En cuanto ponen las patas en el suelo comienza la lucha con movimientos que parecen un código de honor, casi un baile. Las alas baten y los picos afilados relucen más con los pobres rayos de sol.
No hay rounds. Tan solo 15 minutos en los que vence el gallo más fuerte, lo que supone, sino hay un empate o no se rinden - “pico en tierra” -, acabar con la vida del adversario. Rara vez pasa, pero sí pueden quedarse ciegos o sucumbir a hemorragias.
Entre tanto, Juan José cuenta a Efe que esta tradición, legal en el país, viene de antaño, de España. De ahí precisamente son algunos de los mejores ejemplares: gallos con más coraje, más livianos y ágiles. Finos.
Pero son buenos también los orientales, con una cabeza más redonda y pequeña, o los peruanos o argentinos, con una gran resistencia. Lo importante, dice, es “mezclaros”, para conseguir las mejores cualidades, y cuidar su estética: rasurados y con menos plumas son más raudos y veloces. Grandes gladiadores. Púgiles.
En estas luchas, narra este hombre que pasa la treintena y que lleva toda la vida en ellas -su padre y su abuelo eran “galleros” al igual que sus hijos-, si el gallo “baja la cresta” - se rinde o sale corriendo- es una “humillación”. Todo el trabajo preparatorio, de crianza y adiestramiento, cae en saco roto.
“Este es mi hobby, mi profesión y mi vida”, añade con orgullo mientras no quita ojo de la pelea que hay en el derbi: “Tengo que ver a mis oponentes, pronto me tocará a mi”.
Con las alas extendidas, las aves se lanzan la una contra la otra mientras las apuestas suben como la espuma: “500 (quetzales, casi 100 dólares) por el español”, grita un hombre calvo desde la grada con una pistola en la espalda.

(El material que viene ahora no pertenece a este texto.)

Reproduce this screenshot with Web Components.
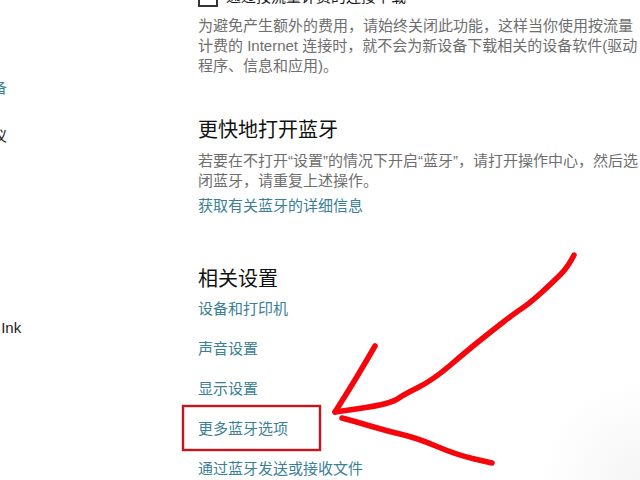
<!DOCTYPE html>
<html lang="zh-CN">
<head>
<meta charset="utf-8">
<title>蓝牙设置</title>
<style>
    html, body {
        margin: 0;
        padding: 0;
        width: 640px;
        height: 480px;
        overflow: hidden;
        background: #fff;
        font-family: "Liberation Sans", "Noto Sans CJK SC", sans-serif;
    }
</style>
</head>
<body>
<settings-page>
    <nav-list slot="nav">
        <nav-item class="link" style="margin-top:78px">蓝牙和其他设备</nav-item>
        <nav-item style="margin-top:28px">打印机和扫描仪</nav-item>
        <nav-item style="margin-top:172px">笔和 Windows Ink</nav-item>
    </nav-list>
    <settings-check slot="main">通过按流量计费的连接下载</settings-check>
    <settings-text slot="main" style="margin-top:9px">为避免产生额外的费用，请始终关闭此功能，这样当你使用按流量计费的 Internet 连接时，就不会为新设备下载相关的设备软件(驱动程序、信息和应用)。</settings-text>
    <settings-heading slot="main" style="margin-top:40px">更快地打开蓝牙</settings-heading>
    <settings-text slot="main" style="margin-top:7px">若要在不打开“设置”的情况下开启“蓝牙”，请打开操作中心，然后选<br>闭蓝牙，请重复上述操作。</settings-text>
    <settings-link slot="main" style="margin-top:5px">获取有关蓝牙的详细信息</settings-link>
    <settings-heading slot="main" style="margin-top:49px">相关设置</settings-heading>
    <settings-link slot="main" style="margin-top:6px">设备和打印机</settings-link>
    <settings-link slot="main" style="margin-top:20px">声音设置</settings-link>
    <settings-link slot="main" style="margin-top:20px">显示设置</settings-link>
    <settings-link slot="main" style="margin-top:20px">更多蓝牙选项</settings-link>
    <settings-link slot="main" style="margin-top:20px">通过蓝牙发送或接收文件</settings-link>
</settings-page>
<red-marks></red-marks>

<script>
    class SettingsPage extends HTMLElement {
        constructor() {
            super();
            this.attachShadow({ mode: "open" }).innerHTML = `
                <style>
                    :host {
                        display: flex;
                        width: 640px;
                        height: 480px;
                        overflow: hidden;
                        background: radial-gradient(circle at 640px 480px, #f5f5f5, #fff 100px);
                    }
                    .nav { flex: 0 0 198px; overflow: hidden; }
                    .main {
                        flex: 1;
                        min-width: 0;
                        margin-top: -13px;
                        display: flex;
                        flex-direction: column;
                    }
                </style>
                <div class="nav"><slot name="nav"></slot></div>
                <div class="main"><slot name="main"></slot></div>
            `;
        }
    }

    class NavList extends HTMLElement {
        constructor() {
            super();
            this.attachShadow({ mode: "open" }).innerHTML = `
                <style>
                    :host { display: flex; flex-direction: column; }
                </style>
                <slot></slot>
            `;
        }
    }

    // left menu is scrolled sideways, only the ends of the labels show
    class NavItem extends HTMLElement {
        constructor() {
            super();
            this.attachShadow({ mode: "open" }).innerHTML = `
                <style>
                    :host {
                        display: block;
                        margin-left: -98px;
                        font-size: 15px;
                        line-height: 20px;
                        white-space: nowrap;
                        color: #1a1a1a;
                    }
                    :host(.link) { color: #3a8097; }
                </style>
                <slot></slot>
            `;
        }
    }

    class SettingsCheck extends HTMLElement {
        constructor() {
            super();
            this.attachShadow({ mode: "open" }).innerHTML = `
                <style>
                    :host {
                        display: flex;
                        align-items: center;
                        gap: 8px;
                        height: 20px;
                        font-size: 15px;
                        line-height: 20px;
                        color: #1a1a1a;
                        white-space: nowrap;
                    }
                    .box {
                        box-sizing: border-box;
                        width: 20px;
                        height: 20px;
                        border: 2px solid #333;
                    }
                </style>
                <div class="box"></div>
                <span><slot></slot></span>
            `;
        }
    }

    class SettingsText extends HTMLElement {
        constructor() {
            super();
            this.attachShadow({ mode: "open" }).innerHTML = `
                <style>
                    :host {
                        display: block;
                        width: 442px;
                        font-size: 15px;
                        line-height: 20px;
                        color: #6e6e6e;
                    }
                </style>
                <slot></slot>
            `;
        }
    }

    class SettingsHeading extends HTMLElement {
        constructor() {
            super();
            this.attachShadow({ mode: "open" }).innerHTML = `
                <style>
                    :host {
                        display: block;
                        font-size: 20px;
                        line-height: 28px;
                        color: #111;
                        white-space: nowrap;
                    }
                </style>
                <slot></slot>
            `;
        }
    }

    class SettingsLink extends HTMLElement {
        constructor() {
            super();
            this.attachShadow({ mode: "open" }).innerHTML = `
                <style>
                    :host {
                        display: block;
                        font-size: 15px;
                        line-height: 20px;
                        color: #3a8097;
                        white-space: nowrap;
                    }
                </style>
                <slot></slot>
            `;
        }
    }

    // rounds the corners of a drawn stroke
    function smooth(pts) {
        let d = `M${pts[0]}`;
        for (let i = 1; i < pts.length - 1; i++) {
            const mx = (pts[i][0] + pts[i + 1][0]) / 2;
            const my = (pts[i][1] + pts[i + 1][1]) / 2;
            d += `Q${pts[i]} ${mx},${my}`;
        }
        return d + `L${pts[pts.length - 1]}`;
    }

    const strokes = [
        [[574, 255], [568, 267], [553, 282], [530, 303], [515, 313], [493, 330], [468, 350], [433, 380], [403, 395], [395, 401], [377, 406], [335, 412]],
        [[375, 346], [357, 377], [335, 412]],
        [[342, 418], [357, 422], [387, 431], [417, 438], [457, 455], [492, 463]],
    ];

    // hand drawn marks on top of the screenshot
    class RedMarks extends HTMLElement {
        constructor() {
            super();
            this.attachShadow({ mode: "open" }).innerHTML = `
                <style>
                    :host {
                        position: absolute;
                        left: 0;
                        top: 0;
                        width: 640px;
                        height: 480px;
                        pointer-events: none;
                    }
                    svg { display: block; }
                </style>
                <svg width="640" height="480" viewBox="0 0 640 480" fill="none">
                    <rect x="183" y="406" width="137" height="44" stroke="#c8141c" stroke-width="2.4"/>
                    <g stroke="#f4060c" stroke-width="5.5" stroke-linecap="round" stroke-linejoin="round">
                        ${strokes.map(s => `<path d="${smooth(s)}"/>`).join("")}
                    </g>
                </svg>
            `;
        }
    }

    customElements.define("settings-page", SettingsPage);
    customElements.define("nav-list", NavList);
    customElements.define("nav-item", NavItem);
    customElements.define("settings-check", SettingsCheck);
    customElements.define("settings-text", SettingsText);
    customElements.define("settings-heading", SettingsHeading);
    customElements.define("settings-link", SettingsLink);
    customElements.define("red-marks", RedMarks);
</script>
</body>
</html>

Se levanta y agita los brazos. Lo señalan. Aceptan la apuesta.
En estas pugnas se mide todo. Los gallos tienen que ser de igual a igual. Mismo peso y misma navaja: “No es una crueldad. Es un gallo de pelea. Es una manera de desahogar, una manera sana de salir de la rutina. Forma parte de nuestra historia y tradición”.

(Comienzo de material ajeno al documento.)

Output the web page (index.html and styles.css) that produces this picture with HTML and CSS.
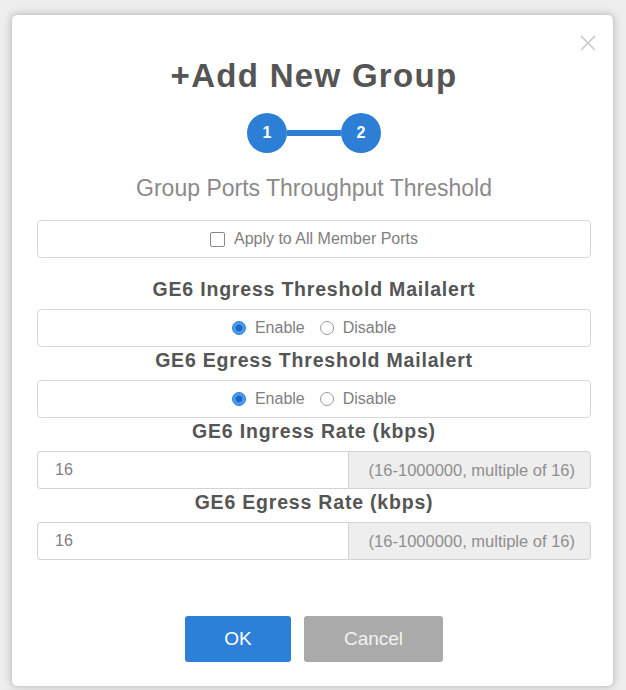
FILE: index.html
```html
<!DOCTYPE html>
<html lang="en">

<head>
    <meta charset="UTF-8">
    <meta name="viewport" content="width=device-width, initial-scale=1.0">
    <title>Add New Group</title>
    <link rel="stylesheet" href="styles.css">
</head>

<body>
    <div class="modal">
        <button class="close" aria-label="Close">
            <svg width="18" height="18" viewBox="0 0 18 18">
                <path d="M2 2 L16 16 M16 2 L2 16" stroke="#c9c9c9" stroke-width="1.6" fill="none" />
            </svg>
        </button>

        <h2 class="title">+Add New Group</h2>

        <!-- Wizard steps -->
        <div class="steps">
            <span class="step">1</span>
            <span class="step-line"></span>
            <span class="step">2</span>
        </div>

        <p class="subtitle">Group Ports Throughput Threshold</p>

        <div class="box box-apply">
            <label class="check"><input type="checkbox" id="applyAll"> Apply to All Member Ports</label>
        </div>

        <div class="field-label">GE6 Ingress Threshold Mailalert</div>
        <div class="box">
            <label class="radio"><input type="radio" name="ingressAlert" checked> Enable</label>
            <label class="radio"><input type="radio" name="ingressAlert"> Disable</label>
        </div>

        <div class="field-label">GE6 Egress Threshold Mailalert</div>
        <div class="box">
            <label class="radio"><input type="radio" name="egressAlert" checked> Enable</label>
            <label class="radio"><input type="radio" name="egressAlert"> Disable</label>
        </div>

        <div class="field-label">GE6 Ingress Rate (kbps)</div>
        <div class="input-group">
            <input type="text" id="ingressRate" value="16">
            <span class="addon">(16-1000000, multiple of 16)</span>
        </div>

        <div class="field-label">GE6 Egress Rate (kbps)</div>
        <div class="input-group">
            <input type="text" id="egressRate" value="16">
            <span class="addon">(16-1000000, multiple of 16)</span>
        </div>

        <div class="actions">
            <button class="btn btn-ok">OK</button>
            <button class="btn btn-cancel">Cancel</button>
        </div>
    </div>
</body>

</html>
```

FILE: styles.css
```css
* {
    margin: 0;
    padding: 0;
    box-sizing: border-box;
    font-family: 'Liberation Sans', Arial, sans-serif;
}

body {
    background-color: #eeeeee;
    height: 690px;
    overflow: hidden;
    padding: 14px 12px 0 11px;
}

.modal {
    position: relative;
    width: 603px;
    background-color: #fff;
    border: 1px solid #cfcfcf;
    border-radius: 6px;
    box-shadow: 0 0 8px rgba(0, 0, 0, 0.22);
    padding: 41px 22px 24px 25px;
}

.close {
    position: absolute;
    top: 19px;
    right: 16px;
    width: 18px;
    height: 18px;
    border: none;
    background: none;
    cursor: pointer;
}

.title {
    text-align: center;
    font-size: 33px;
    line-height: 40px;
    letter-spacing: 1.3px;
    font-weight: bold;
    color: #555;
}

.steps {
    display: flex;
    justify-content: center;
    align-items: center;
    margin-top: 17px;
    height: 40px;
}

.step {
    width: 40px;
    height: 40px;
    border-radius: 50%;
    background-color: #2d7fd5;
    color: #fff;
    font-weight: bold;
    font-size: 16px;
    display: flex;
    justify-content: center;
    align-items: center;
}

.step-line {
    width: 54px;
    height: 6px;
    background-color: #2d7fd5;
}

.subtitle {
    text-align: center;
    margin-top: 20px;
    font-size: 23px;
    line-height: 30px;
    color: #8a8a8a;
}

.box {
    height: 38px;
    border: 1px solid #d8d8d8;
    border-radius: 4px;
    display: flex;
    justify-content: center;
    align-items: center;
    gap: 15px;
    font-size: 16px;
    color: #808080;
}

.box-apply {
    margin-top: 17px;
    margin-bottom: 18px;
}

.box label {
    display: flex;
    align-items: center;
    gap: 9px;
}

.check input {
    appearance: none;
    width: 15px;
    height: 15px;
    border: 1px solid #888;
    border-radius: 2px;
    background-color: #fff;
}

.radio input {
    appearance: none;
    width: 14px;
    height: 14px;
    border: 1px solid #999;
    border-radius: 50%;
    background-color: #fff;
}

.radio input:checked {
    border-color: #2b7bd6;
    background: radial-gradient(circle, #1c67c4 0, #1c67c4 35%, #4b9cec 45%, #4b9cec 100%);
}

.field-label {
    text-align: center;
    font-size: 19.5px;
    line-height: 27px;
    letter-spacing: 0.8px;
    font-weight: bold;
    color: #555;
    margin-bottom: 6px;
}

.input-group {
    display: flex;
    height: 38px;
}

.input-group input {
    flex: 1;
    border: 1px solid #d3d3d3;
    border-right: none;
    border-radius: 4px 0 0 4px;
    padding-left: 17px;
    font-size: 16px;
    color: #808080;
    outline: none;
}

.input-group .addon {
    width: 243px;
    display: flex;
    align-items: center;
    justify-content: flex-end;
    padding-right: 15px;
    background-color: #eeeeee;
    border: 1px solid #d3d3d3;
    border-radius: 0 4px 4px 0;
    font-size: 16.5px;
    color: #8f8f8f;
}

.actions {
    display: flex;
    justify-content: center;
    gap: 13px;
    margin-top: 56px;
}

.btn {
    height: 46px;
    border: none;
    border-radius: 3px;
    font-size: 19px;
    cursor: pointer;
}

.btn-ok {
    width: 106px;
    background-color: #2d80d8;
    color: #fff;
}

.btn-cancel {
    width: 139px;
    background-color: #aaaaaa;
    color: #f2f2f2;
}
```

La violencia está “controlada”. También entre los asistentes, todos una gran familia que llega desde Estados Unidos, Nicaragua, Honduras o El Salvador. Los resultados se dejan sobre el derbi, como si el cristal de vidrio que lo rodea fuera un gran contingente: “Somos todos grandes amigos”.

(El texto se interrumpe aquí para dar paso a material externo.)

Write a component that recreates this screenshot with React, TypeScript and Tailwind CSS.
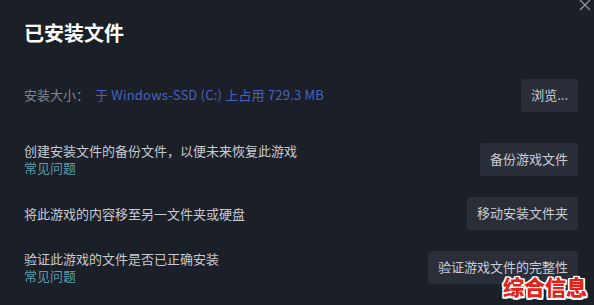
import React from 'react';

const rows = [
  { lines: ['创建安装文件的备份文件，以便未来恢复此游戏'], faq: true, button: '备份游戏文件' },
  { lines: ['将此游戏的内容移至另一文件夹或硬盘'], faq: false, button: '移动安装文件夹' },
  { lines: ['验证此游戏的文件是否已正确安装'], faq: true, button: '验证游戏文件的完整性' },
];

const ActionButton: React.FC<{ label: string }> = ({ label }) => (
  <button className="h-[33px] px-[10px] rounded-[3px] bg-[#2a2e39] text-[13px] text-[#c9cdd4] whitespace-nowrap">
    {label}
  </button>
);

const App: React.FC = () => {
  return (
    <div
      className="relative w-[594px] h-[305px] overflow-hidden bg-[#1b1f28] pl-[24px] pr-[16px] pt-[21px]"
      style={{ fontFamily: '"Noto Sans CJK SC", "Noto Sans", sans-serif' }}
    >
      {/* Close */}
      <svg className="absolute top-[0px] right-[3px]" width="12" height="12" viewBox="0 0 12 12">
        <path d="M1 0L11 10M11 0L1 10" stroke="#8b9099" strokeWidth="1.4" fill="none" />
      </svg>

      <h1 className="text-[20px] leading-[24px] font-bold text-white">已安装文件</h1>

      {/* Install size */}
      <div className="mt-[23px] h-[54px] flex items-center justify-between">
        <div className="flex items-center text-[13px] leading-[16px]">
          <span className="text-[#7f858e]">安装大小：</span>
          <span className="ml-[6px] text-[#4862c2] tracking-[0.2px]">于 Windows-SSD (C:) 上占用 729.3 MB</span>
        </div>
        <button className="h-[33px] px-[10px] rounded-[3px] bg-[#2a2e39] text-[13px] text-[#c9cdd4]">浏览...</button>
      </div>

      <div className="mt-[10px] flex flex-col">
        {rows.map((row, i) => (
          <div key={i} className="h-[54px] flex items-center justify-between">
            <div className="flex flex-col text-[13px] leading-[17px]">
              {row.lines.map((l, j) => (
                <span key={j} className="text-[#c6cad1]">{l}</span>
              ))}
              {row.faq && <span className="text-[#5d9ea8]">常见问题</span>}
            </div>
            <ActionButton label={row.button} />
          </div>
        ))}
      </div>

      {/* Watermark */}
      <div className="absolute left-[503px] top-[273px] text-[21px] leading-[26px] font-black text-[#e2231a] [text-shadow:1.5px_1.5px_0_#fff,-1.5px_-1.5px_0_#fff,1.5px_-1.5px_0_#fff,-1.5px_1.5px_0_#fff,0_1.5px_0_#fff,0_-1.5px_0_#fff,1.5px_0_0_#fff,-1.5px_0_0_#fff]">
        综合信息
      </div>
    </div>
  );
};

export default App;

La afición sigue animándose. Un hombre de camisa blanca y gorra roja grita: “Vuélvase, vuélvase. Mátalo hijo de puta”. El gallo pica y pica en la cabeza de su oponente, pero este resiste, se encoge y se encorva por momentos, pero continúa en pie.
El otro entrenador se agacha a la par de su gallo renqueante, con sangre corriéndole por los ojos, y de cuclillas, a ras del suelo, le dice todo tierno: “Así mihijo, así. Vamos”. El animal se eriza, mira fijamente, suena la campana y va a por todas. Un niño de unos cinco años lo anima: “Dale, dale”.
“Va a ganar”, dice Juan José convencido a pesar de su débil estado.
Está seguro. “Este es un deporte de caballeros”, grita un señor de camiseta azul desde la otra punta. A los que no son habituales en estos lares los miran.
El hombre de la pistola le chupa la cabeza a su gallo. Le quita la sangre del cuello para que pueda respirar mejor. Escupe los restos al suelo. Se mete en el dedo entre los dientes para sacar lo que quede y mira al vacío.
Suena la campana. La pelea ha acabado. Una de las aves cae inerte en el suelo. La muchedumbre que observa el duelo estalla, mitad con rugidos de triunfo, mitad con bramidos de fracaso: “A veces se gasta más de lo que se gana”, cuenta Juan José.
Sobre el tapiz persisten las pavesas de una lucha con punto y final. Plumas y restos sanguíneos de la batalla. Pronto dos hombres lo limpian y acicalan el cuadrilátero para el siguiente combate. Hasta la madrugada esto no se termina.
Prohibidas en varios países del mundo, las peleas de gallos son una realidad legal en Guatemala a pesar de la oposición que profesan varios sectores contra lo que califican como violencia animal.
Pero de forma profesional o improvisada, en barrios habitualmente marginales, los impulsores de estas prácticas son “los dictadores del silencio”. No por el miedo que puedan infundir, sino porque sus “juegos” son casi un secreto que empieza y termina en el ring.